■ Supplied information
⟨
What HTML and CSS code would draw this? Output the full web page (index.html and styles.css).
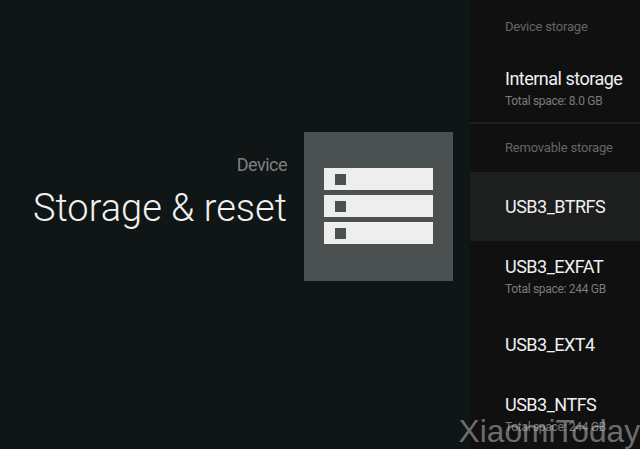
FILE: index.html
```html
<!DOCTYPE html>
<html lang="en">
  <head>
    <meta charset="UTF-8" />
    <meta name="viewport" content="width=device-width, initial-scale=1.0" />
    <title>Storage &amp; reset</title>
    <link rel="stylesheet" href="styles.css">
  </head>
  <body>
    <div class="screen">
      <div class="intro">
        <div class="titles">
          <div class="breadcrumb">Device</div>
          <h1>Storage &amp; reset</h1>
        </div>
        <div class="tile">
          <svg width="109" height="78" viewBox="0 0 109 78">
            <path fill="#eeeeee" fill-rule="evenodd" d="M0 0h109v22H0z M11 6v11h11V6z M0 27h109v22H0z M11 33v11h11V33z M0 54h109v22H0z M11 60v11h11V60z" />
          </svg>
        </div>
      </div>

      <div class="panel">
        <div class="section first">Device storage</div>
        <div class="row">
          <div class="name">Internal storage</div>
          <div class="sub">Total space: 8.0 GB</div>
        </div>
        <div class="divider"></div>
        <div class="section">Removable storage</div>
        <div class="row selected">
          <div class="name">USB3_BTRFS</div>
        </div>
        <div class="row">
          <div class="name">USB3_EXFAT</div>
          <div class="sub">Total space: 244 GB</div>
        </div>
        <div class="row">
          <div class="name">USB3_EXT4</div>
        </div>
        <div class="row">
          <div class="name">USB3_NTFS</div>
          <div class="sub">Total space: 244 GB</div>
        </div>
      </div>

      <div class="watermark">XiaomiToday</div>
    </div>
  </body>
</html>
```

FILE: styles.css
```css
body {
  margin: 0;
  background-color: #101516;
  font-family: Roboto, sans-serif;
}

.screen {
  position: relative;
  display: flex;
  width: 640px;
  height: 449px;
  overflow: hidden;
}

.intro {
  width: 470px;
  display: flex;
  justify-content: flex-end;
  align-items: center;
  gap: 17px;
  padding: 0 17px 36px 0;
  box-sizing: border-box;
}

.titles {
  text-align: right;
  padding-bottom: 30px;
}

.breadcrumb {
  font-size: 18px;
  line-height: 24px;
  letter-spacing: -0.5px;
  color: #7d8081;
}

h1 {
  margin: 8px 0 0;
  font-size: 38px;
  line-height: 46px;
  font-weight: 300;
  color: #f0f0f0;
}

.tile {
  width: 149px;
  height: 149px;
  background-color: #4b5150;
  display: flex;
  justify-content: center;
  align-items: center;
}

.panel {
  width: 170px;
  background-color: #101011;
}

.section {
  height: 48px;
  padding: 12px 0 0 35px;
  box-sizing: border-box;
  font-size: 13px;
  line-height: 24px;
  letter-spacing: -0.2px;
  color: #646666;
}

.section.first {
  height: 53px;
  padding-top: 15px;
}

.row {
  height: 69px;
  padding-left: 35px;
  display: flex;
  flex-direction: column;
  justify-content: center;
}

.row.selected {
  background-color: #1d1e1e;
}

.name {
  font-size: 18px;
  line-height: 24px;
  letter-spacing: -0.5px;
  color: #f0f0f0;
}

.sub {
  font-size: 12px;
  line-height: 20px;
  letter-spacing: -0.3px;
  margin-bottom: -3px;
  color: #7a7b7b;
}

.divider {
  height: 2px;
  background-color: #1e1f1f;
}

.watermark {
  position: absolute;
  right: 0;
  bottom: 0;
  font-family: "Liberation Sans", sans-serif;
  font-size: 31.7px;
  line-height: 36px;
  color: rgba(200, 200, 200, 0.5);
}
```
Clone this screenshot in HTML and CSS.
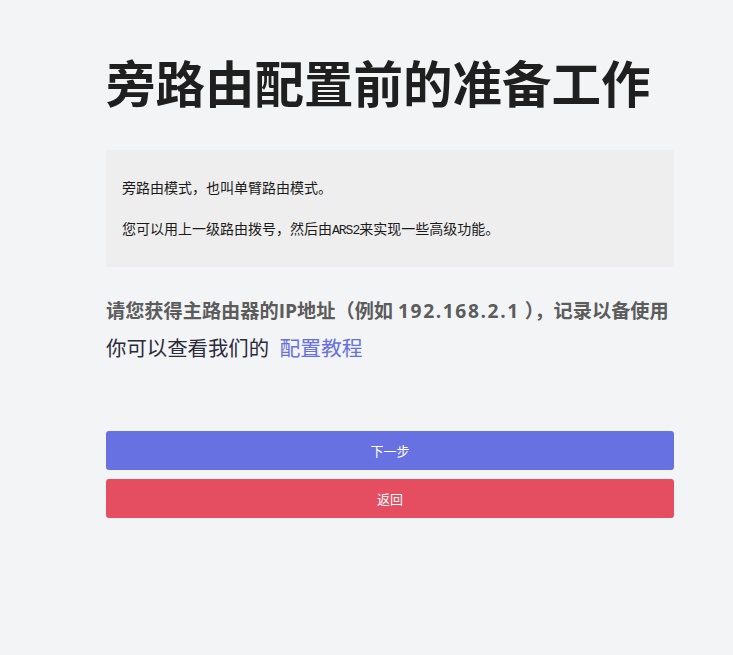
⟩
Transcribe the full listing above exactly as it stands, minus the pictures.

■ Reply
What HTML and CSS code would draw this? Output the full web page (index.html and styles.css).
FILE: index.html
```html
<!DOCTYPE html>
<html lang="en">
  <head>
    <meta charset="UTF-8" />
    <meta name="viewport" content="width=device-width, initial-scale=1.0" />
    <title>Storage &amp; reset</title>
    <link rel="stylesheet" href="styles.css">
  </head>
  <body>
    <div class="screen">
      <div class="intro">
        <div class="titles">
          <div class="breadcrumb">Device</div>
          <h1>Storage &amp; reset</h1>
        </div>
        <div class="tile">
          <svg width="109" height="78" viewBox="0 0 109 78">
            <path fill="#eeeeee" fill-rule="evenodd" d="M0 0h109v22H0z M11 6v11h11V6z M0 27h109v22H0z M11 33v11h11V33z M0 54h109v22H0z M11 60v11h11V60z" />
          </svg>
        </div>
      </div>

      <div class="panel">
        <div class="section first">Device storage</div>
        <div class="row">
          <div class="name">Internal storage</div>
          <div class="sub">Total space: 8.0 GB</div>
        </div>
        <div class="divider"></div>
        <div class="section">Removable storage</div>
        <div class="row selected">
          <div class="name">USB3_BTRFS</div>
        </div>
        <div class="row">
          <div class="name">USB3_EXFAT</div>
          <div class="sub">Total space: 244 GB</div>
        </div>
        <div class="row">
          <div class="name">USB3_EXT4</div>
        </div>
        <div class="row">
          <div class="name">USB3_NTFS</div>
          <div class="sub">Total space: 244 GB</div>
        </div>
      </div>

      <div class="watermark">XiaomiToday</div>
    </div>
  </body>
</html>
```

FILE: styles.css
```css
body {
  margin: 0;
  background-color: #101516;
  font-family: Roboto, sans-serif;
}

.screen {
  position: relative;
  display: flex;
  width: 640px;
  height: 449px;
  overflow: hidden;
}

.intro {
  width: 470px;
  display: flex;
  justify-content: flex-end;
  align-items: center;
  gap: 17px;
  padding: 0 17px 36px 0;
  box-sizing: border-box;
}

.titles {
  text-align: right;
  padding-bottom: 30px;
}

.breadcrumb {
  font-size: 18px;
  line-height: 24px;
  letter-spacing: -0.5px;
  color: #7d8081;
}

h1 {
  margin: 8px 0 0;
  font-size: 38px;
  line-height: 46px;
  font-weight: 300;
  color: #f0f0f0;
}

.tile {
  width: 149px;
  height: 149px;
  background-color: #4b5150;
  display: flex;
  justify-content: center;
  align-items: center;
}

.panel {
  width: 170px;
  background-color: #101011;
}

.section {
  height: 48px;
  padding: 12px 0 0 35px;
  box-sizing: border-box;
  font-size: 13px;
  line-height: 24px;
  letter-spacing: -0.2px;
  color: #646666;
}

.section.first {
  height: 53px;
  padding-top: 15px;
}

.row {
  height: 69px;
  padding-left: 35px;
  display: flex;
  flex-direction: column;
  justify-content: center;
}

.row.selected {
  background-color: #1d1e1e;
}

.name {
  font-size: 18px;
  line-height: 24px;
  letter-spacing: -0.5px;
  color: #f0f0f0;
}

.sub {
  font-size: 12px;
  line-height: 20px;
  letter-spacing: -0.3px;
  margin-bottom: -3px;
  color: #7a7b7b;
}

.divider {
  height: 2px;
  background-color: #1e1f1f;
}

.watermark {
  position: absolute;
  right: 0;
  bottom: 0;
  font-family: "Liberation Sans", sans-serif;
  font-size: 31.7px;
  line-height: 36px;
  color: rgba(200, 200, 200, 0.5);
}
```
Clone this screenshot in HTML and CSS.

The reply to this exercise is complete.